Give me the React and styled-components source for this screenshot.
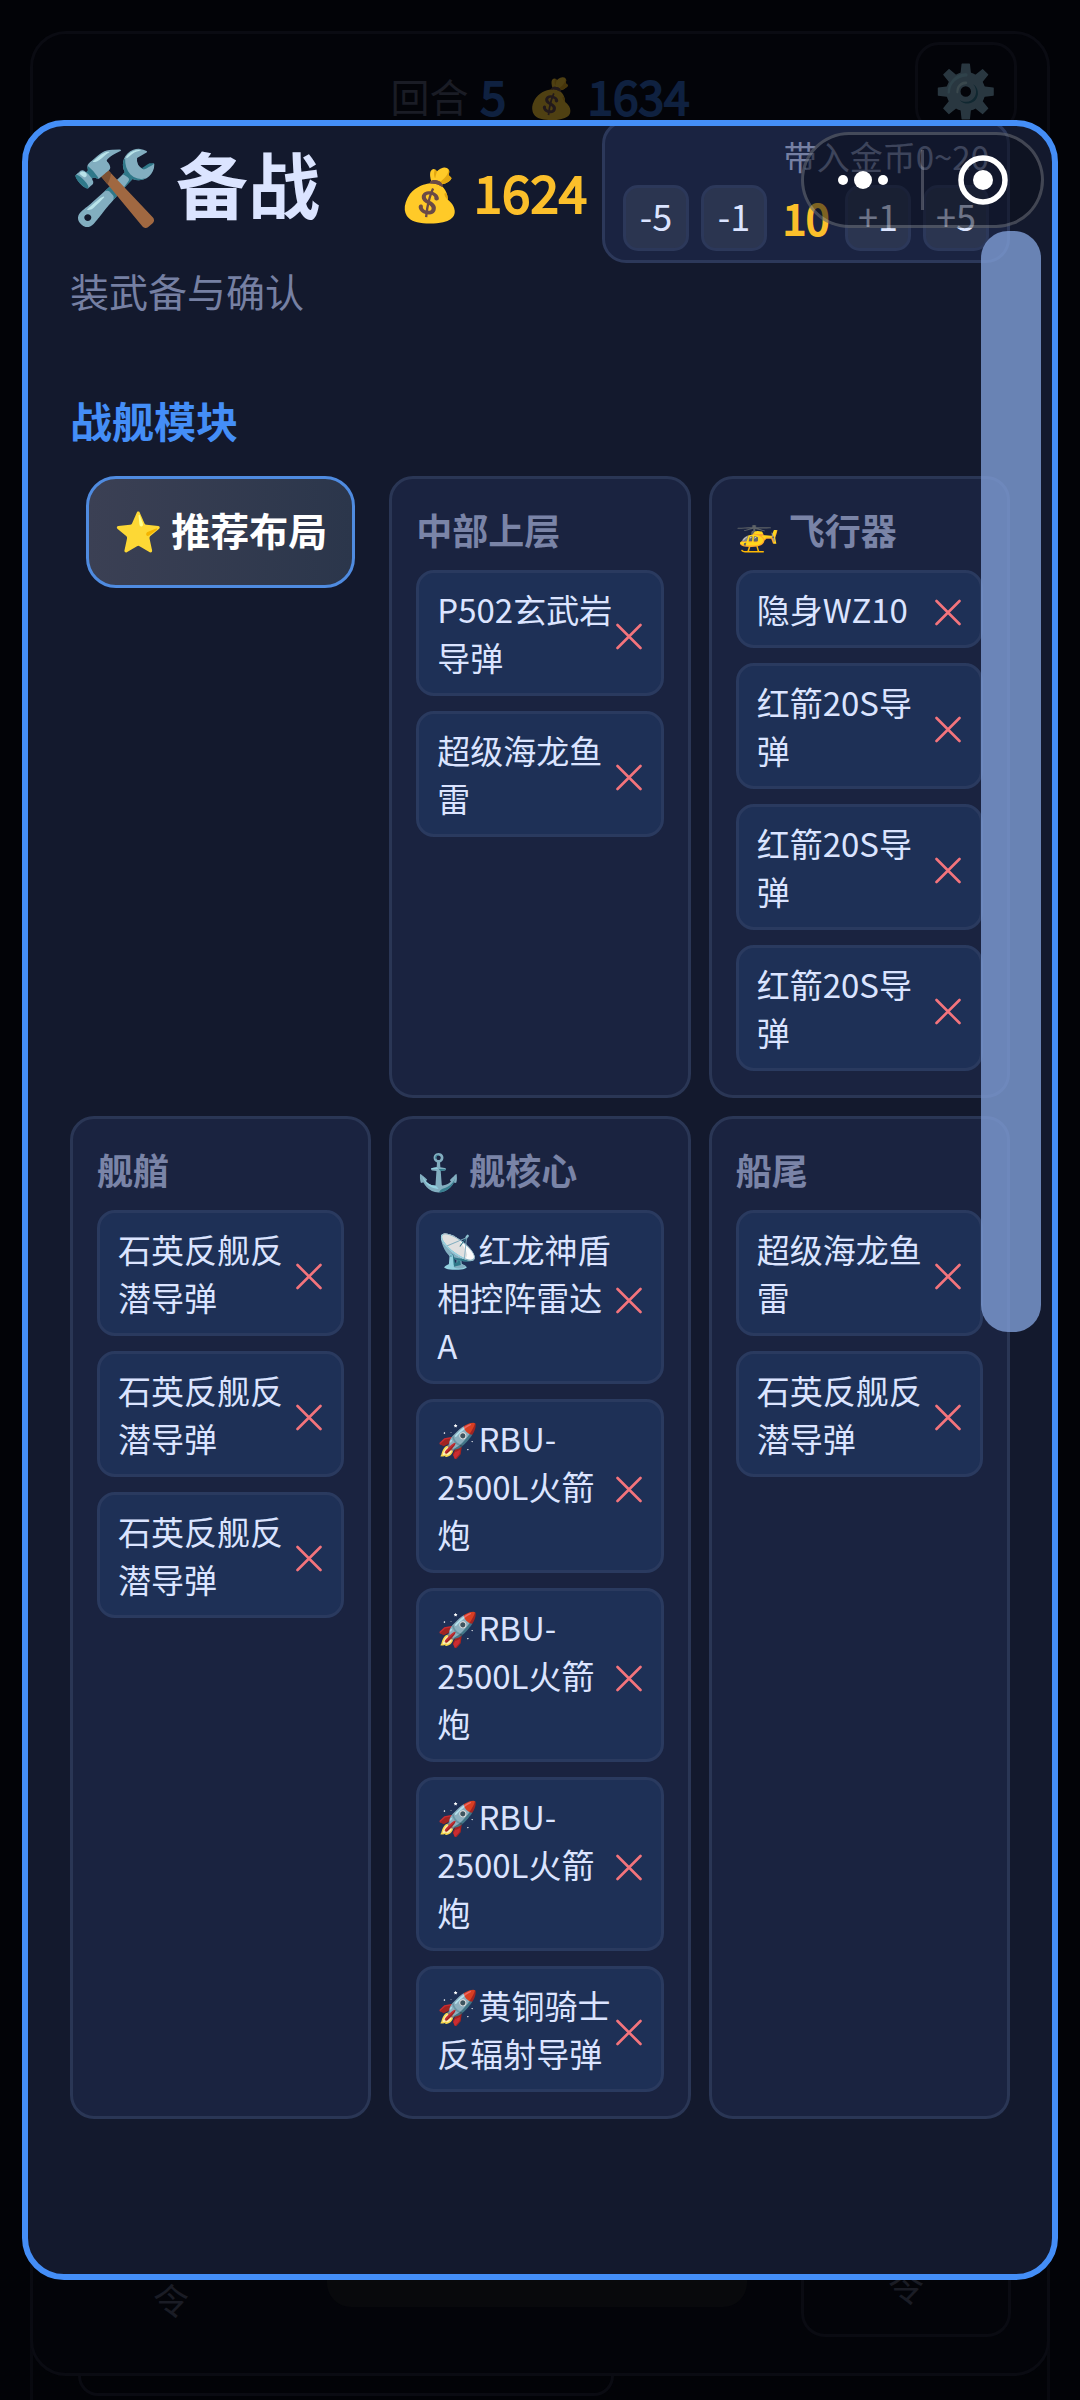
import styled, { createGlobalStyle } from "styled-components";

const GlobalStyle = createGlobalStyle`
    * {
        box-sizing: border-box;
        margin: 0;
        padding: 0;
    }

    body {
        background: #020307;
        color: #dbe4ff;
        font-family: "Noto Sans CJK SC", "Noto Color Emoji", sans-serif;
    }

    button {
        font-family: inherit;
        color: inherit;
        cursor: pointer;
    }
`;

const Page = styled.div`
    position: relative;
    min-height: 100vh;
    overflow: hidden;
    display: flex;
    flex-direction: column;
    padding: 31px 30px 0;
`;

const Board = styled.main`
    position: relative;
    flex: 1;
    display: flex;
    flex-direction: column;
    justify-content: space-between;
    border: 3px solid #0a0b12;
    border-radius: 36px;
    background: #030409;
    padding: 8px 30px 36px;
    z-index: 1;
`;

const StatusBar = styled.header`
    display: grid;
    grid-template-columns: 1fr auto 1fr;
    align-items: center;
`;

const Round = styled.div`
    grid-column: 2;
    display: flex;
    align-items: center;
    color: #1a1c25;
    font-size: 39px;
    line-height: 54px;
    gap: 12px;
    padding-top: 15px;
`;

const Figure = styled.strong`
    font-weight: 400;
    -webkit-text-stroke: 2px currentColor;
`;

const RoundValue = styled(Figure)`
    color: #0f2140;
    font-size: 46px;
`;

const Coins = styled.span`
    opacity: 0.3;
    padding-left: 9px;
`;

const Gear = styled.span`
    opacity: 0.3;
`;

const SettingsButton = styled.button`
    justify-self: end;
    width: 102px;
    height: 90px;
    border: 3px solid #0a0b12;
    border-radius: 24px;
    background: transparent;
    font-size: 51px;
`;

const Controls = styled.footer`
    display: grid;
    grid-template-columns: 204px 1fr 210px;
    gap: 54px;
    align-items: end;
    padding: 0 6px;
`;

const Command = styled.button`
    height: ${(props) => (props.$outlined ? "102px" : "76px")};
    border: 3px solid ${(props) => (props.$outlined ? "#0a0b12" : "transparent")};
    border-radius: 24px;
    background: transparent;
    color: #1a1c25;
    font-size: 36px;
    line-height: 48px;
`;

const Pad = styled.div`
    height: 120px;
    margin-bottom: 30px;
    border-radius: 24px;
    background: #08090c;
`;

const LogStrip = styled.div`
    margin-top: -36px;
    height: 60px;
    border: solid #08090f;
    border-width: 0 3px;
    padding: 36px 45px 0;
`;

const LogPill = styled.div`
    width: 58%;
    height: 20px;
    border: 3px solid #0a0b12;
    border-top: 0;
    border-radius: 0 0 24px 24px;
`;

const Overlay = styled.div`
    position: absolute;
    inset: 0;
    padding: 120px 22px;
    display: flex;
    z-index: 2;
`;

const Dialog = styled.section`
    flex: 1;
    min-width: 0;
    overflow: hidden;
    border: 6px solid #448ef7;
    border-radius: 42px;
    background: #13192d;
    padding: 0 42px;
`;

const DialogHeader = styled.div`
    display: flex;
    align-items: flex-end;
    gap: 15px;
    margin-top: -6px;
`;

const Title = styled.h1`
    font-size: 72px;
    line-height: 102px;
    margin-bottom: 30px;
    white-space: nowrap;
`;

const Gold = styled.div`
    display: flex;
    align-items: center;
    gap: 12px;
    color: #fbbf2b;
    font-size: 51px;
    line-height: 72px;
    margin-left: auto;
    margin-bottom: 36px;
`;

const Budget = styled.div`
    width: 408px;
    border: 3px solid #2c385a;
    border-radius: 24px;
    background: #1a2341;
    padding: 9px 18px;
`;

const BudgetLabel = styled.div`
    color: #7680a3;
    font-size: 33px;
    line-height: 48px;
    text-align: right;
    margin-bottom: 5px;
`;

const Stepper = styled.div`
    display: flex;
    gap: 12px;
`;

const StepButton = styled.button`
    width: 66px;
    height: 66px;
    border: 3px solid #2c385a;
    border-radius: 15px;
    background: #2b3550;
    padding-bottom: 6px;
    font-size: 36px;
    line-height: 48px;
`;

const Amount = styled(Figure)`
    flex: 1;
    color: #fbbf2b;
    font-size: 42px;
    line-height: 63px;
    text-align: center;
`;

const Subtitle = styled.p`
    color: #7680a3;
    font-size: 39px;
    line-height: 54px;
`;

const SectionTitle = styled.h2`
    color: #448ef7;
    font-size: 42px;
    line-height: 60px;
    margin: 73px 0 26px;
`;

const Modules = styled.div`
    display: grid;
    grid-template-columns: repeat(3, 1fr);
    gap: 18px;
`;

const RecommendCell = styled.div`
    display: flex;
    justify-content: center;
    align-items: flex-start;
`;

const RecommendButton = styled.button`
    height: 112px;
    padding: 0 25px 6px;
    border: 3px solid #4f8be0;
    border-radius: 30px;
    background: linear-gradient(90deg, #3b4054, #2b364b);
    color: #ffffff;
    font-size: 39px;
    font-weight: 700;
    white-space: nowrap;
`;

const Card = styled.div`
    min-width: 0;
    display: flex;
    flex-direction: column;
    gap: 15px;
    border: 3px solid #2a3655;
    border-radius: 24px;
    background: #1a2340;
    padding: 24px;
`;

const CardTitle = styled.h3`
    color: #7a84a7;
    font-size: 36px;
    line-height: 52px;
`;

const Item = styled.div`
    display: flex;
    align-items: center;
    border: 3px solid #2a3a5f;
    border-radius: 18px;
    background: #1e3056;
    padding: 12px 18px;
`;

const ItemName = styled.span`
    flex: 1;
    min-width: 0;
    font-size: 33px;
    line-height: 48px;
`;

const RemoveButton = styled.button`
    display: flex;
    border: none;
    background: none;
    color: #f4747c;
    padding-top: 6px;
`;

const ScrollThumb = styled.div`
    position: absolute;
    top: 231px;
    right: 39px;
    width: 60px;
    height: 1101px;
    border-radius: 27px;
    background: rgba(128, 157, 214, 0.8);
`;

const Capsule = styled.div`
    position: absolute;
    top: 132px;
    right: 36px;
    width: 243px;
    height: 96px;
    display: flex;
    align-items: center;
    border: 3px solid rgba(255, 255, 255, 0.22);
    border-radius: 48px;
    background: rgba(10, 13, 24, 0.52);
`;

const CapsuleButton = styled.button`
    flex: 1;
    display: flex;
    justify-content: center;
    border: none;
    background: none;
`;

const Divider = styled.span`
    width: 3px;
    height: 60px;
    background: rgba(255, 255, 255, 0.22);
`;

const modules = [
    {
        title: "中部上层",
        items: ["P502玄武岩导弹", "超级海龙鱼雷"],
    },
    {
        title: "🚁 飞行器",
        items: ["隐身WZ10", "红箭20S导弹", "红箭20S导弹", "红箭20S导弹"],
    },
    {
        title: "舰艏",
        items: ["石英反舰反潜导弹", "石英反舰反潜导弹", "石英反舰反潜导弹"],
    },
    {
        title: "⚓ 舰核心",
        items: [
            "📡红龙神盾相控阵雷达A",
            "🚀RBU-2500L火箭炮",
            "🚀RBU-2500L火箭炮",
            "🚀RBU-2500L火箭炮",
            "🚀黄铜骑士反辐射导弹",
        ],
    },
    {
        title: "船尾",
        items: ["超级海龙鱼雷", "石英反舰反潜导弹"],
    },
];

const CrossIcon = () => (
    <svg width="27" height="27" viewBox="0 0 27 27" fill="none">
        <path
            d="M1.5 2 24.5 25M24.5 2 1.5 25"
            stroke="currentColor"
            strokeWidth="2.6"
            strokeLinecap="round"
        />
    </svg>
);

const MoreIcon = () => (
    <svg width="52" height="20" viewBox="0 0 52 20" fill="#fff">
        <circle cx="6" cy="10" r="5" />
        <circle cx="26" cy="10" r="9" />
        <circle cx="46" cy="10" r="5" />
    </svg>
);

const TargetIcon = () => (
    <svg width="50" height="50" viewBox="0 0 50 50" fill="none">
        <circle cx="25" cy="25" r="22" stroke="#fff" strokeWidth="5.5" />
        <circle cx="25" cy="25" r="10" fill="#fff" />
    </svg>
);

const ModuleCard = ({ title, items }) => (
    <Card>
        <CardTitle>{title}</CardTitle>
        {items.map((item, index) => (
            <Item key={index}>
                <ItemName>{item}</ItemName>
                <RemoveButton aria-label={item}>
                    <CrossIcon />
                </RemoveButton>
            </Item>
        ))}
    </Card>
);

const App = () => {
    return (
        <Page>
            <GlobalStyle />

            <Board>
                <StatusBar>
                    <Round>
                        回合 <RoundValue>5</RoundValue>
                        <Coins>💰</Coins>
                        <RoundValue>1634</RoundValue>
                    </Round>
                    <SettingsButton>
                        <Gear>⚙️</Gear>
                    </SettingsButton>
                </StatusBar>

                <Controls>
                    <Command>令</Command>
                    <Pad />
                    <Command $outlined>令</Command>
                </Controls>
            </Board>
            <LogStrip>
                <LogPill />
            </LogStrip>

            <Overlay>
                <Dialog>
                    <DialogHeader>
                        <Title>🛠️ 备战</Title>
                        <Gold>
                            <span>💰</span>
                            <Figure>1624</Figure>
                        </Gold>
                        <Budget>
                            <BudgetLabel>带入金币0~20</BudgetLabel>
                            <Stepper>
                                <StepButton>-5</StepButton>
                                <StepButton>-1</StepButton>
                                <Amount>10</Amount>
                                <StepButton>+1</StepButton>
                                <StepButton>+5</StepButton>
                            </Stepper>
                        </Budget>
                    </DialogHeader>
                    <Subtitle>装武备与确认</Subtitle>

                    <SectionTitle>战舰模块</SectionTitle>
                    <Modules>
                        <RecommendCell>
                            <RecommendButton>⭐ 推荐布局</RecommendButton>
                        </RecommendCell>
                        {modules.map((module) => (
                            <ModuleCard key={module.title} {...module} />
                        ))}
                    </Modules>
                </Dialog>

                <ScrollThumb />
                <Capsule>
                    <CapsuleButton aria-label="更多">
                        <MoreIcon />
                    </CapsuleButton>
                    <Divider />
                    <CapsuleButton aria-label="关闭">
                        <TargetIcon />
                    </CapsuleButton>
                </Capsule>
            </Overlay>
        </Page>
    );
};

export default App;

Task description. Collect each line holding the string "components".

In response.
Give me the React and styled-components source for this screenshot.
import styled, { createGlobalStyle } from "styled-components";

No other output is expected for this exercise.